O rato repetiu a história ao porco.

– Desculpe-me sr. Rato, mas não há nada que eu possa fazer, a não ser rezar. Fique tranqüilo que o senhor será lembrado nas minhas preces.

O rato dirigiu-se à vaca e repetiu a história.

– O que sr. Rato? Uma ratoeira? Por acaso estou em perigo? Acho que não!

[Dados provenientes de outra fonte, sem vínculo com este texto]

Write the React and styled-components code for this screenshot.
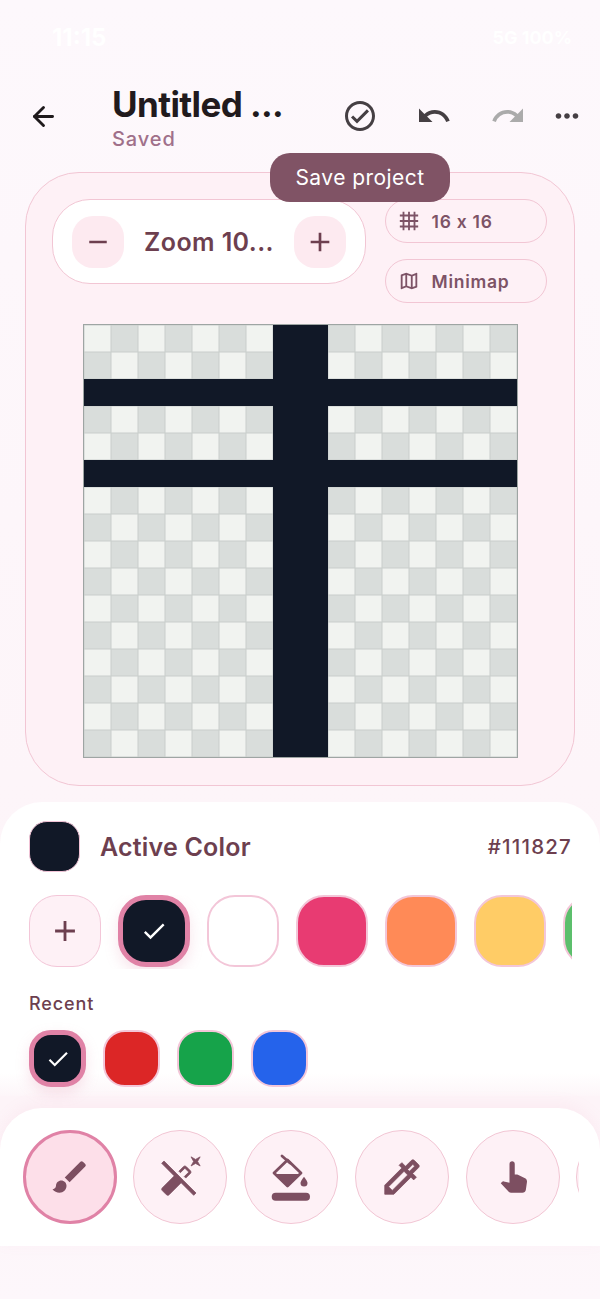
import React from "react";
import styled, { createGlobalStyle } from "styled-components";
import {
  MdAdd,
  MdAutoFixOff,
  MdBrush,
  MdCheck,
  MdGrid4X4,
  MdMoreHoriz,
  MdOutlineCheckCircle,
  MdOutlineColorize,
  MdOutlineMap,
  MdPanToolAlt,
  MdRedo,
  MdRemove,
  MdUndo,
} from "react-icons/md";
import { ArrowLeft } from "lucide-react";

const GlobalStyle = createGlobalStyle`
  html, body {
    margin: 0;
    padding: 0;
    background: #fdf7fb;
    font-family: Inter, "Liberation Sans", sans-serif;
  }
  * { box-sizing: border-box; }
`;

const Screen = styled.div`
  position: relative;
  width: 600px;
  height: 1299px;
  overflow: hidden;
  display: flex;
  flex-direction: column;
  background: linear-gradient(#fdf8fc 0%, #fdf5f9 60%, #fdf4f8 85%, #fdf7fb 100%);
`;

const StatusBar = styled.div`
  height: 81px;
  padding: 26px 28px 0 52px;
  display: flex;
  justify-content: space-between;
  color: #ffffff;
  line-height: 24px;
`;

const Clock = styled.span`
  font-size: 24px;
  font-weight: 700;
`;

const Signal = styled.span`
  font-size: 18px;
  font-weight: 700;
`;

const Header = styled.header`
  height: 70px;
  padding: 0 22px 0 28px;
  display: flex;
  align-items: center;
`;

const BackButton = styled.div`
  flex: none;
  width: 84px;
  display: flex;
  color: #1f1a1c;
`;

const TitleBlock = styled.div`
  flex: none;
  width: 216px;
  align-self: flex-start;
  padding-top: 3px;
  display: flex;
  flex-direction: column;
`;

const Title = styled.div`
  font-size: 35px;
  font-weight: 700;
  line-height: 40px;
  letter-spacing: -0.6px;
  color: #211a1d;
  white-space: nowrap;
`;

const Saved = styled.div`
  margin-top: 2px;
  font-size: 20px;
  line-height: 26px;
  letter-spacing: 0.9px;
  font-weight: 500;
  color: #a0708a;
`;

const Actions = styled.div`
  flex: none;
  display: flex;
  align-items: center;
`;

const ActionIcon = styled.div`
  width: ${(p) => p.$w}px;
  display: flex;
  justify-content: center;
  color: ${(p) => p.$color || "#453f43"};
`;

const Tooltip = styled.div`
  position: absolute;
  left: 270px;
  top: 153px;
  width: 180px;
  height: 49px;
  border-radius: 20px;
  background: #805365;
  color: #ffffff;
  font-size: 21px;
  font-weight: 400;
  letter-spacing: 0.45px;
  display: flex;
  align-items: center;
  justify-content: center;
  z-index: 2;
`;

const CanvasPanel = styled.section`
  margin: 21px 25px 0;
  height: 614px;
  padding: 26px 26px 0 26px;
  border: 1.5px solid #f2c6d4;
  border-radius: 54px;
  background: #fef1f6;
`;

const Controls = styled.div`
  display: flex;
  gap: 19px;
`;

const ZoomPill = styled.div`
  width: 314px;
  height: 85px;
  border: 1.5px solid #f2c6d4;
  border-radius: 38px;
  background: #ffffff;
  padding: 0 19px;
  display: flex;
  align-items: center;
  justify-content: space-between;
`;

const ZoomButton = styled.div`
  width: 52px;
  height: 52px;
  border-radius: 21px;
  background: #fdeaf0;
  color: #6d3f4f;
  display: flex;
  align-items: center;
  justify-content: center;
`;

const ZoomLabel = styled.div`
  font-size: 25px;
  font-weight: 600;
  letter-spacing: 0.4px;
  color: #6d3f4f;
  white-space: nowrap;
`;

const ChipColumn = styled.div`
  display: flex;
  flex-direction: column;
  gap: 16px;
`;

const Chip = styled.div`
  width: 162px;
  height: 44px;
  border: 1.5px solid #f2c6d4;
  border-radius: 22px;
  padding-left: 12px;
  display: flex;
  align-items: center;
  gap: 11.5px;
  color: #7d5366;
  font-size: 17.5px;
  font-weight: 600;
  letter-spacing: 0.75px;
`;

const PixelGrid = styled.div`
  margin: 21px 0 0 31px;
  width: 435px;
  height: 434px;
  border: 1px solid #9ea5a3;
  display: grid;
  grid-template-columns: repeat(16, 1fr);
  grid-template-rows: repeat(16, 1fr);
  background: #111827;
`;

const Pixel = styled.div`
  background: ${(p) => (p.$ink ? "#111827" : p.$alt ? "#d9dddb" : "#f1f3f0")};
  box-shadow: ${(p) => (p.$ink ? "none" : "inset 0 0 0 0.5px #c9cecb")};
`;

const ColorPanel = styled.section`
  margin-top: 16px;
  height: 294px;
  padding: 19px 28px 0 29px;
  background: linear-gradient(#ffffff 92%, #fdf6f9 100%);
  border-radius: 42px 42px 0 0;
`;

const ActiveRow = styled.div`
  display: flex;
  align-items: center;
  gap: 20px;
`;

const ActiveSwatch = styled.div`
  width: 51px;
  height: 51px;
  border-radius: 18px;
  border: 1.5px solid #f1c3d6;
  background: #111827;
`;

const ActiveLabel = styled.div`
  flex: 1;
  font-size: 25px;
  font-weight: 600;
  letter-spacing: 0.2px;
  color: #6d3f4f;
`;

const HexValue = styled.div`
  font-size: 20.5px;
  font-weight: 500;
  letter-spacing: 1.2px;
  color: #6d3f4f;
`;

const SwatchRow = styled.div`
  margin-top: 23px;
  display: flex;
  gap: 17px;
  overflow: hidden;
  width: 543px;
  padding-bottom: 2px;
`;

const Swatch = styled.div`
  flex: none;
  width: ${(p) => p.$size}px;
  height: ${(p) => p.$size}px;
  border-radius: ${(p) => Math.round(p.$size * 0.39)}px;
  background: ${(p) => p.$color};
  border: ${(p) => (p.$active ? "5px solid #e082a6" : "2px solid #f3c6d8")};
  box-shadow: ${(p) => (p.$active ? "0 6px 14px rgba(224, 130, 166, 0.22)" : "none")};
  color: #ffffff;
  display: flex;
  align-items: center;
  justify-content: center;
`;

const AddSwatch = styled(Swatch)`
  color: #6d3f4f;
  border-width: 1.5px;
`;

const RecentLabel = styled.div`
  margin-top: 23px;
  font-size: 18px;
  font-weight: 500;
  letter-spacing: 0.9px;
  line-height: 24px;
  color: #6d3f4f;
`;

const RecentRow = styled.div`
  margin-top: 14px;
  display: flex;
  gap: 17px;
`;

const ToolPanel = styled.section`
  margin-top: 12px;
  height: 138px;
  padding: 22px 0 0 22.5px;
  background: #ffffff;
  border-radius: 42px 42px 0 0;
  box-shadow: 0 -4px 16px rgba(224, 130, 166, 0.08);
`;

const ToolRow = styled.div`
  width: 556px;
  display: flex;
  gap: 16.75px;
  overflow: hidden;
`;

const ToolButton = styled.div`
  flex: none;
  width: 94px;
  height: 94px;
  border-radius: 50%;
  background: ${(p) => (p.$active ? "#fddfe9" : "#fef1f6")};
  border: ${(p) => (p.$active ? "3px solid #e082a6" : "1.5px solid #f2c6d4")};
  color: #7d4f61;
  display: flex;
  align-items: center;
  justify-content: center;
  /* icons carry an empty 24x24 path, keep it out of the thicker stroke */
  svg path[d^="M0 0h24"] {
    stroke: none;
  }
`;

// Rounded paint bucket, the icon packs only have the square-barred one
const FillIcon = () => (
  <svg width="52" height="52" viewBox="0 0 52 52" fill="currentColor">
    <path d="M17 5 L25 12" stroke="currentColor" strokeWidth="2.8" strokeLinecap="round" />
    <path
      d="M9 22 L22.5 9 L36 22 L22.5 35 Z"
      fill="none"
      stroke="currentColor"
      strokeWidth="2.8"
      strokeLinejoin="round"
    />
    <path d="M11 23 H34 L22.5 35 Z" />
    <path d="M39 25.7 C39 25.7 35.5 30 35.5 32 a3.5 3.5 0 0 0 7 0 C42.5 30 39 25.7 39 25.7 Z" />
    <rect x="6.7" y="41.7" width="38.3" height="8" rx="4" />
  </svg>
);

const palette = ["#ffffff", "#e83b72", "#ff8a57", "#ffcc66", "#5cbf6c"];
const recent = ["#dc2626", "#16a34a", "#2563eb"];
const inkRows = [2, 5];
const inkCols = [7, 8];

const cells = [];
for (let r = 0; r < 16; r++) {
  for (let c = 0; c < 16; c++) {
    cells.push({
      id: r + "-" + c,
      ink: inkRows.includes(r) || inkCols.includes(c),
      alt: (r + c) % 2 === 1,
    });
  }
}

const App = () => {
  return (
    <Screen>
      <GlobalStyle />
      <StatusBar>
        <Clock>11:15</Clock>
        <Signal>5G 100%</Signal>
      </StatusBar>
      <Header>
        <BackButton>
          <ArrowLeft size={31} strokeWidth={2.2} />
        </BackButton>
        <TitleBlock>
          <Title>Untitled ...</Title>
          <Saved>Saved</Saved>
        </TitleBlock>
        <Actions>
          <ActionIcon $w={64}>
            <MdOutlineCheckCircle size={36} />
          </ActionIcon>
          <ActionIcon $w={84}>
            <MdUndo size={36} />
          </ActionIcon>
          <ActionIcon $w={64} $color="#ababab">
            <MdRedo size={36} />
          </ActionIcon>
          <ActionIcon $w={54}>
            <MdMoreHoriz size={34} />
          </ActionIcon>
        </Actions>
      </Header>
      <Tooltip>Save project</Tooltip>
      <CanvasPanel>
        <Controls>
          <ZoomPill>
            <ZoomButton>
              <MdRemove size={30} />
            </ZoomButton>
            <ZoomLabel>Zoom 10...</ZoomLabel>
            <ZoomButton>
              <MdAdd size={32} />
            </ZoomButton>
          </ZoomPill>
          <ChipColumn>
            <Chip>
              <MdGrid4X4 size={22} />
              16 x 16
            </Chip>
            <Chip>
              <MdOutlineMap size={22} />
              Minimap
            </Chip>
          </ChipColumn>
        </Controls>
        <PixelGrid>
          {cells.map((cell) => (
            <Pixel key={cell.id} $ink={cell.ink} $alt={cell.alt} />
          ))}
        </PixelGrid>
      </CanvasPanel>
      <ColorPanel>
        <ActiveRow>
          <ActiveSwatch />
          <ActiveLabel>Active Color</ActiveLabel>
          <HexValue>#111827</HexValue>
        </ActiveRow>
        <SwatchRow>
          <AddSwatch $size={72} $color="#fef1f6">
            <MdAdd size={34} />
          </AddSwatch>
          <Swatch $size={72} $color="#111827" $active>
            <MdCheck size={28} />
          </Swatch>
          {palette.map((color) => (
            <Swatch key={color} $size={72} $color={color} />
          ))}
        </SwatchRow>
        <RecentLabel>Recent</RecentLabel>
        <RecentRow>
          <Swatch $size={57} $color="#111827" $active>
            <MdCheck size={26} />
          </Swatch>
          {recent.map((color) => (
            <Swatch key={color} $size={57} $color={color} />
          ))}
        </RecentRow>
      </ColorPanel>
      <ToolPanel>
        <ToolRow>
          <ToolButton $active>
            <MdBrush size={42} />
          </ToolButton>
          <ToolButton>
            <MdAutoFixOff size={44} strokeWidth={0.4} />
          </ToolButton>
          <ToolButton>
            <FillIcon />
          </ToolButton>
          <ToolButton>
            <MdOutlineColorize size={46} strokeWidth={0.4} />
          </ToolButton>
          <ToolButton>
            <MdPanToolAlt size={42} />
          </ToolButton>
          <ToolButton />
        </ToolRow>
      </ToolPanel>
    </Screen>
  );
};

export default App;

Então o rato voltou para a casa, cabisbaixo e abatido, para encarar a ratoeira do fazendeiro. Naquela noite ouviu-se um barulho, como o de uma ratoeira pegando sua vítima. A mulher do fazendeiro correu para ver o que havia. No escuro, ela não viu que a ratoeira prendeu a cauda de uma cobra venenosa. A cobra picou a mulher. O fazendeiro levou-a imediatamente ao hospital. Ela voltou com febre. Todo mundo sabe que, para alimentar alguém com febre, nada melhor que uma canja. O fazendeiro pegou seu cutelo e foi providenciar o ingrediente principal. Como a doença da mulher continuava, os amigos e vizinhos vieram visitá-la. Para alimentá- los, o fazendeiro matou o porco. Como a mulher não melhorou, muitas pessoas vieram visitá-la. O fazendeiro então sacrificou a vaca para alimentar toda aquela gente.

Na próxima vez que você ouvir dizer que alguém está diante de um problema e acreditar que o problema não lhe diz respeito, lembre-se: quando há uma ratoeira na casa, toda a fazenda corre risco.